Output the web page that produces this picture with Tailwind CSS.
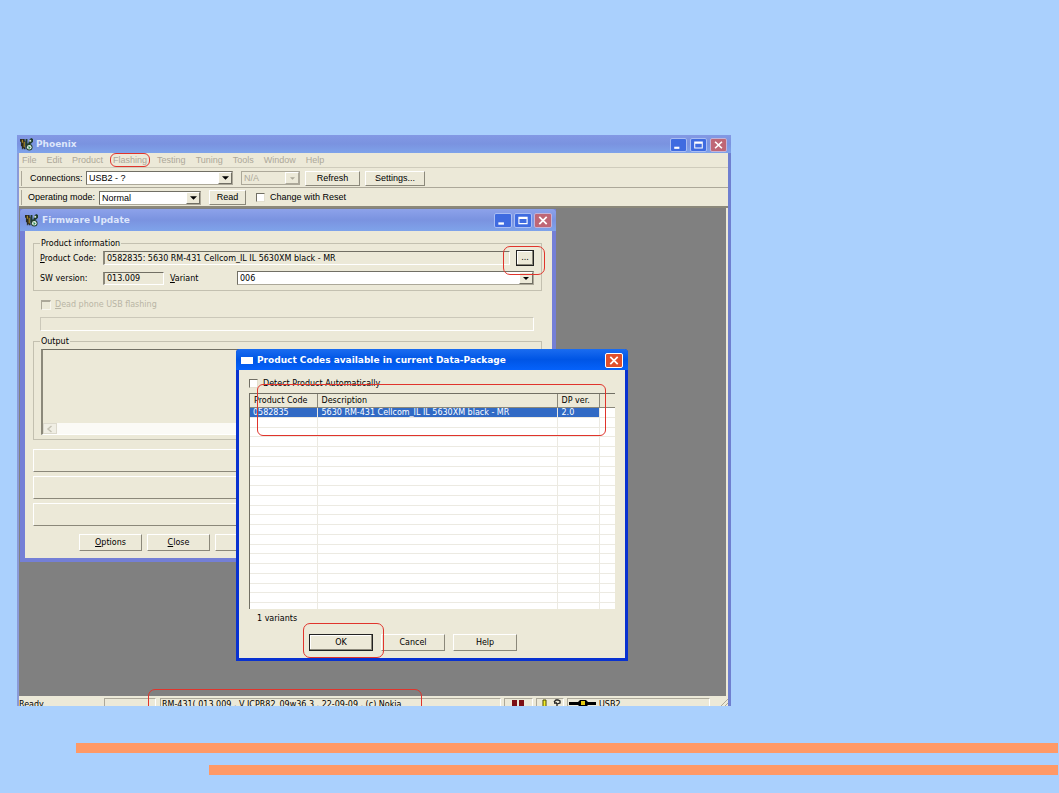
<!DOCTYPE html>
<html lang="en">
<head>
<meta charset="utf-8">
<title>Phoenix</title>
<script src="https://cdn.jsdelivr.net/npm/@tailwindcss/browser@4"></script>
</head>
<body class="min-h-screen bg-[#aad0fd] font-['Liberation_Sans',sans-serif] text-[9px] leading-[11px] text-black">
<svg class="hidden" aria-hidden="true">
  <symbol id="phoenix" viewBox="0 0 14 14">
    <path d="M0 1h5v2h1v9H4v-1H3v1H2V9H1V4H0z" fill="#2a2a22"/>
    <path d="M2 2h1v3H2zM4 4h1v6H4z" fill="#c9a227"/>
    <path d="M6 1h2v5h1l1-4 2-2 2 1v3l-2 2-2 1-2 4H7L6 8z" fill="#1f3b2c"/>
    <path d="M10 2h2v2h-2z" fill="#d8e8d0"/>
    <circle cx="10" cy="10" r="3.5" fill="#23402e"/>
    <circle cx="10" cy="10" r="2.5" fill="#dfeee4"/>
    <path d="M9 8.5l2.5 1.5L9.500 12z" fill="#2c8a58"/>
  </symbol>
  <symbol id="arrow" viewBox="0 0 8 4"><path d="M0 0h8L4 4z" fill="currentColor"/></symbol>
  <symbol id="min" viewBox="0 0 16 14"><path d="M3 9h6v2.500H3z" fill="#fff"/></symbol>
  <symbol id="max" viewBox="0 0 16 14"><path d="M3 3h10v8H3zM4.200 5.500v4.300h7.600V5.500z" fill="#fff" fill-rule="evenodd"/></symbol>
  <symbol id="close" viewBox="0 0 16 14"><path d="M4 3.200l8 7.600M12 3.200l-8 7.600" stroke="#fff" stroke-width="1.900" fill="none"/></symbol>
</svg>

<main class="flex min-h-screen flex-col pt-[135px]">
  <section class="relative ml-[17px] flex h-[571px] w-[714px] flex-col overflow-hidden bg-[#ece9d8]">
    <!-- Title bar -->
    <header class="flex h-[18px] shrink-0 items-center bg-linear-to-b from-[#8398e4] via-[#7a93e0] to-[#7fa3ea] pt-px pr-[4px] pl-[3px]">
      <svg class="size-[13px]"><use href="#phoenix"/></svg>
      <h1 class="ml-[3px] grow font-['DejaVu_Sans',sans-serif] text-[9px] font-bold text-[#dde6fb]">Phoenix</h1>
      <div class="flex gap-[3px]">
        <button aria-label="Minimize" class="h-[14px] w-[17px] rounded-[2px] border border-[#a9bdf3] bg-[#3f6be0]"><svg class="size-full"><use href="#min"/></svg></button>
        <button aria-label="Maximize" class="h-[14px] w-[17px] rounded-[2px] border border-[#a9bdf3] bg-[#3f6be0]"><svg class="size-full"><use href="#max"/></svg></button>
        <button aria-label="Close" class="h-[14px] w-[17px] rounded-[2px] border border-[#c3b3d8] bg-[#bf6675]"><svg class="size-full"><use href="#close"/></svg></button>
      </div>
    </header>

    <div class="flex min-h-0 grow flex-col border-r-[3px] border-l-2 border-r-[#6f7fd0] border-l-[#8a9ad8]">
      <nav class="flex h-[15px] shrink-0 items-center gap-[10px] border-b border-[#cfccbc] pl-[3px] text-[#aca899]">
        <button>File</button><button>Edit</button><button>Product</button><button>Flashing</button><button>Testing</button><button>Tuning</button><button>Tools</button><button>Window</button><button>Help</button>
      </nav>
      <div class="flex h-[20px] shrink-0 items-center border-b border-[#aca899] pt-px pl-[2px]">
        <span class="h-[15px] w-px bg-[#aca899]"></span>
        <label for="conn" class="w-[57px] pl-[8px]">Connections:</label>
        <div class="relative ml-[7px] h-[14px] w-[147px] border border-t-[#716f64] border-r-[#aca899] border-b-[#aca899] border-l-[#716f64] bg-white">
          <select id="conn" class="h-[12px] w-full appearance-none pl-[2px] leading-[12px]"><option>USB2 - ?</option></select>
          <span class="pointer-events-none absolute inset-y-0 right-0 flex w-[14px] items-center justify-center border border-white border-r-[#716f64] border-b-[#716f64] bg-[#ece9d8]"><svg class="h-[4px] w-[7px]"><use href="#arrow"/></svg></span>
        </div>
        <div class="relative ml-[8px] h-[14px] w-[59px] border border-[#aca899] text-[#aca899]">
          <select aria-label="Secondary connection" disabled class="h-[12px] w-full appearance-none pl-[2px] leading-[12px]"><option>N/A</option></select>
          <span class="pointer-events-none absolute inset-y-0 right-0 flex w-[14px] items-center justify-center border border-white border-r-[#aca899] border-b-[#aca899] bg-[#ece9d8]"><svg class="h-[3px] w-[5px]"><use href="#arrow"/></svg></span>
        </div>
        <button class="ml-[5px] h-[15px] w-[55px] border border-white border-r-[#8b887a] border-b-[#8b887a]">Refresh</button>
        <button class="ml-[5px] h-[15px] w-[60px] border border-white border-r-[#8b887a] border-b-[#8b887a]">Settings...</button>
      </div>
      <div class="flex h-[20px] shrink-0 items-center border-b-2 border-[#8b887a] pt-px pl-[2px]">
        <span class="h-[15px] w-px bg-[#aca899]"></span>
        <label for="mode" class="w-[70px] pl-[6px] whitespace-nowrap">Operating mode:</label>
        <div class="relative ml-[7px] h-[14px] w-[102px] border border-t-[#716f64] border-r-[#aca899] border-b-[#aca899] border-l-[#716f64] bg-white">
          <select id="mode" class="h-[12px] w-full appearance-none pl-[2px] leading-[12px]"><option>Normal</option></select>
          <span class="pointer-events-none absolute inset-y-0 right-0 flex w-[14px] items-center justify-center border border-white border-r-[#716f64] border-b-[#716f64] bg-[#ece9d8]"><svg class="h-[4px] w-[7px]"><use href="#arrow"/></svg></span>
        </div>
        <button class="ml-[8px] h-[15px] w-[37px] border border-white border-r-[#8b887a] border-b-[#8b887a]">Read</button>
        <input id="reset" type="checkbox" class="ml-[10px] size-[9px] appearance-none border border-[#716f64] border-r-[#e4e0d0] border-b-[#e4e0d0] bg-white">
        <label for="reset" class="ml-[5px]">Change with Reset</label>
      </div>

      <!-- Document area -->
      <div class="mr-[2px] grow bg-[#808080]"></div>

      <footer class="flex h-[10px] shrink-0 items-start overflow-hidden pt-[2px] font-['DejaVu_Sans',sans-serif] text-[8px] leading-[13px]">
        <span class="w-[85px]">Ready</span>
        <span class="h-[10px] w-[52px] border border-[#aca899] border-r-white"></span>
        <span class="ml-[4px] h-[20px] w-[341px] border border-[#aca899] border-r-white pl-[1px] leading-[11px]">RM-431( 013.009 , V ICPR82_09w36.3 , 22-09-09 , (c) Nokia</span>
        <span class="ml-[3px] h-[20px] w-[29px] border border-[#aca899] border-r-white"><svg class="mt-px ml-[7px] h-[8px] w-[12px]"><path d="M0 0h5v8H0zM7 0h5v8H7z" fill="#7c0f14"/></svg></span>
        <span class="ml-[3px] h-[20px] w-[28px] border border-[#aca899] border-r-white"><svg class="ml-[5px] h-[8px] w-[20px]"><path d="M1 8V1h3v7" fill="#f4ee2a" stroke="#4d4a00"/><path d="M12 3l2-2h2l2 1v2l-3 1v2M12 4h3" fill="none" stroke="#222" stroke-width="1.300"/></svg></span>
        <span class="ml-[3px] flex h-[20px] w-[143px] border border-[#aca899] border-r-white pl-[1px] leading-[11px]"><svg class="mr-[3px] h-[8px] w-[27px]"><path d="M0 3h9l2-2h6l2 2h8v3h-8l-2 2h-6L9 6H0z" fill="#000"/><path d="M12 2h4v4h-4z" fill="#e2c911"/></svg>USB2</span>
        <svg class="ml-auto h-[9px] w-[8px]"><path d="M0 9l8-8M4 9l4-4" stroke="#aca899"/></svg>
      </footer>
    </div>

    <!-- Firmware Update window -->
    <section class="absolute top-[74px] left-[3px] flex h-[353px] w-[536px] flex-col border-r-4 border-b-4 border-l-[5px] border-[#747fd6] bg-[#ece9d8] font-['DejaVu_Sans',sans-serif] text-[8px] leading-[11px]">
      <header class="-mr-1 -ml-[5px] flex h-[22px] shrink-0 items-center rounded-t bg-linear-to-b from-[#8da2ea] via-[#7a93e0] to-[#7fa3ea] pt-px pr-[4px] pl-[5px]">
        <svg class="size-[13px]"><use href="#phoenix"/></svg>
        <h2 class="ml-[4px] grow text-[9px] font-bold text-[#dde6fb]">Firmware Update</h2>
        <div class="flex gap-[2px]">
          <button aria-label="Minimize" class="h-[15px] w-[18px] rounded-[2px] border border-[#a9bdf3] bg-[#3f6be0]"><svg class="size-full"><use href="#min"/></svg></button>
          <button aria-label="Maximize" class="h-[15px] w-[18px] rounded-[2px] border border-[#a9bdf3] bg-[#3f6be0]"><svg class="size-full"><use href="#max"/></svg></button>
          <button aria-label="Close" class="h-[15px] w-[18px] rounded-[2px] border border-[#c3b3d8] bg-[#bf6675]"><svg class="size-full"><use href="#close"/></svg></button>
        </div>
      </header>
      <div class="flex grow flex-col pt-[7px] pr-[10px] pl-[8px]">
        <fieldset class="h-[53px] border border-[#c3c0b0] pr-[7px] pl-[6px]">
          <legend class="px-px">Product information</legend>
          <div class="mt-px flex h-[16px] items-center">
            <label for="code" class="w-[63px]"><u>P</u>roduct Code:</label>
            <input id="code" readonly value="0582835: 5630 RM-431 Cellcom_IL IL 5630XM black - MR" class="h-[14px] min-w-0 grow border-t border-r border-b border-l-2 border-t-[#716f64] border-r-white border-b-white border-l-[#8b887a] pl-[2px]">
            <button class="ml-[6px] h-[16px] w-[18px] border border-[#222] pb-px leading-none shadow-[inset_-1px_-1px_0_#8b887a,inset_1px_1px_0_#fff]">...</button>
          </div>
          <div class="mt-[5px] flex h-[14px] items-center">
            <label for="sw" class="w-[63px]">SW version:</label>
            <input id="sw" readonly value="013.009" class="h-[13px] w-[61px] border-t border-r border-b border-l-2 border-t-[#716f64] border-r-white border-b-white border-l-[#8b887a] pl-[2px]">
            <label for="variant" class="ml-[6px] w-[67px]"><u>V</u>ariant</label>
            <div class="relative h-[14px] grow border border-t-[#716f64] border-r-[#aca899] border-b-[#aca899] border-l-[#716f64] bg-white">
              <select id="variant" class="h-[12px] w-full appearance-none pt-px pl-[2px] leading-[11px]"><option>006</option></select>
              <span class="pointer-events-none absolute inset-y-0 right-0 flex w-[14px] items-center justify-center border border-white border-r-[#716f64] border-b-[#716f64] bg-[#ece9d8]"><svg class="h-[3px] w-[6px]"><use href="#arrow"/></svg></span>
            </div>
          </div>
        </fieldset>
        <div class="mt-[8px] flex h-[11px] items-center pl-[8px] text-[#b9b5a5]">
          <input id="dead" type="checkbox" disabled class="size-[10px] appearance-none border border-t-2 border-[#aca899] border-r-[#f8f6ee] border-b-[#f8f6ee]">
          <label for="dead" class="ml-[4px]"><u>D</u>ead phone USB flashing</label>
        </div>
        <div role="progressbar" aria-label="Progress" class="mt-[7px] mr-[8px] ml-[7px] h-[14px] shrink-0 border border-[#cbc8b9] border-r-white border-b-white"></div>
        <fieldset class="mt-[5px] h-[104px] border border-[#c3c0b0] pr-[7px] pl-[6px]">
          <legend class="px-px">Output</legend>
          <div class="mt-[2px] ml-px flex h-[86px] flex-col border border-l-2 border-t-[#716f64] border-r-white border-b-white border-l-[#8b887a]">
            <textarea aria-label="Output" readonly class="min-h-0 grow resize-none"></textarea>
            <div class="flex h-[11px] bg-[#fbfaf6]"><button aria-label="Scroll left" class="flex w-[14px] items-center justify-center border border-[#dcd9cc] bg-[#f0eee4]"><svg class="size-[8px]"><path d="M5.500 1L2 4l3.500 3" fill="none" stroke="#c5c2b4" stroke-width="1.500"/></svg></button></div>
          </div>
        </fieldset>
        <div class="mt-[9px] flex flex-col gap-[4px]">
          <button aria-label="Action 1" class="h-[23px] border border-white border-r-[#8b887a] border-b-[#8b887a]"></button>
          <button aria-label="Action 2" class="h-[23px] border border-white border-r-[#8b887a] border-b-[#8b887a]"></button>
          <button aria-label="Action 3" class="h-[23px] border border-white border-r-[#8b887a] border-b-[#8b887a]"></button>
        </div>
        <div class="mt-[8px] flex gap-[5px] pl-[46px]">
          <button class="h-[17px] w-[63px] border border-white border-r-[#8b887a] border-b-[#8b887a]"><u>O</u>ptions</button>
          <button class="h-[17px] w-[63px] border border-white border-r-[#8b887a] border-b-[#8b887a]"><u>C</u>lose</button>
          <button aria-label="Help" class="h-[17px] w-[63px] border border-white border-r-[#8b887a] border-b-[#8b887a]"></button>
        </div>
      </div>
    </section>

    <!-- Product codes dialog -->
    <section role="dialog" aria-labelledby="dlg" class="absolute top-[214px] left-[219px] flex h-[312px] w-[392px] flex-col rounded-t border-x-[3px] border-b-[3px] border-[#0831d0] bg-[#ece9d8] font-['DejaVu_Sans',sans-serif] text-[8px] leading-[11px]">
      <header class="-mx-[3px] flex h-[21px] shrink-0 items-center rounded-t bg-linear-to-b from-[#1a6cf0] via-[#0055e5] to-[#0562fb] pt-[2px] pr-[5px] pl-[5px]">
        <svg class="h-[7px] w-[12px]"><path d="M0 0h12v7H0z" fill="#fff"/></svg>
        <h2 id="dlg" class="ml-[4px] grow text-[9px] font-bold text-white">Product Codes available in current Data-Package</h2>
        <button aria-label="Close" class="h-[15px] w-[18px] rounded-[2px] border border-white bg-[#e0502c]"><svg class="size-full"><use href="#close"/></svg></button>
      </header>
      <div class="flex grow flex-col pr-[10px] pl-[10px]">
        <div class="mt-[7px] flex h-[12px] items-center">
          <input id="detect" type="checkbox" class="size-[9px] appearance-none border border-[#716f64] border-r-[#e4e0d0] border-b-[#e4e0d0] bg-white">
          <label for="detect" class="ml-[5px]">Detect Product Automatically</label>
        </div>
        <div class="mt-[4px] h-[216px] overflow-hidden border-t border-l border-[#716f64] bg-white">
          <table class="w-full table-fixed border-collapse text-left">
            <colgroup><col class="w-[67px]"><col><col class="w-[42px]"><col class="w-[16px]"></colgroup>
            <thead><tr class="h-[13px] bg-[#ece9d8]">
              <th class="border-r border-b border-[#8b887a] pl-[4px] font-normal whitespace-nowrap">Product Code</th>
              <th class="border-r border-b border-[#8b887a] pl-[4px] font-normal">Description</th>
              <th class="border-r border-b border-[#8b887a] pl-[4px] font-normal whitespace-nowrap">DP ver.</th>
              <th class="border-b border-[#8b887a]"></th></tr></thead>
            <tbody id="rows">
              <tr class="h-[10px] leading-[9px] text-white">
                <td class="border-r border-[#eceae2] bg-[#316ac5] pl-[3px]">0582835</td>
                <td class="border-r border-[#eceae2] bg-[#316ac5] pl-[4px]">5630 RM-431 Cellcom_IL IL 5630XM black - MR</td>
                <td class="border-r border-[#eceae2] bg-[#316ac5] pl-[4px]">2.0</td><td></td></tr>
            </tbody>
          </table>
        </div>
        <p class="mt-[4px] pl-[8px]">1 variants</p>
        <div class="mt-[10px] flex gap-[8px] pl-[60px]">
          <button class="h-[17px] w-[64px] border border-[#222] shadow-[inset_-1px_-1px_0_#8b887a,inset_1px_1px_0_#fff]">OK</button>
          <button class="h-[17px] w-[64px] border border-white border-r-[#8b887a] border-b-[#8b887a]">Cancel</button>
          <button class="h-[17px] w-[64px] border border-white border-r-[#8b887a] border-b-[#8b887a]">Help</button>
        </div>
      </div>
    </section>

    <!-- Red callouts over the controls to use -->
    <div class="pointer-events-none absolute top-[18px] left-[93px] h-[14px] w-[40px] rounded-[6px] border border-[#e0342c]"></div>
    <div class="pointer-events-none absolute top-[111px] left-[486px] h-[29px] w-[42px] rounded-[7px] border border-[#e0342c]"></div>
    <div class="pointer-events-none absolute top-[249px] left-[240px] h-[52px] w-[349px] rounded-[6px] border border-[#e0342c]"></div>
    <div class="pointer-events-none absolute top-[488px] left-[286px] h-[35px] w-[81px] rounded-[7px] border border-[#e0342c]"></div>
    <div class="pointer-events-none absolute top-[554px] left-[131px] h-[30px] w-[274px] rounded-[7px] border border-[#e0342c]"></div>
  </section>

  <div class="mt-[37px] mr-px ml-[76px] h-[10px] bg-[#ff9966]"></div>
  <div class="mt-[12px] mr-px ml-[209px] h-[10px] bg-[#ff9966]"></div>
</main>
<script>
  const rows = document.getElementById('rows');
  for (let i = 0; i < 20; i++) {
    const tr = document.createElement('tr');
    tr.className = i % 4 === 1 ? 'h-[9px]' : 'h-[10px]';
    tr.innerHTML = '<td class="border-t border-r border-[#eceae2]"></td>'.repeat(3) + '<td class="border-t border-[#eceae2]"></td>';
    rows.append(tr);
  }
</script>
</body>
</html>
══════════
Extract every line containing the string "with" from the material.

## Solution
Output the web page that produces this picture with Tailwind CSS.
        <label for="reset" class="ml-[5px]">Change with Reset</label>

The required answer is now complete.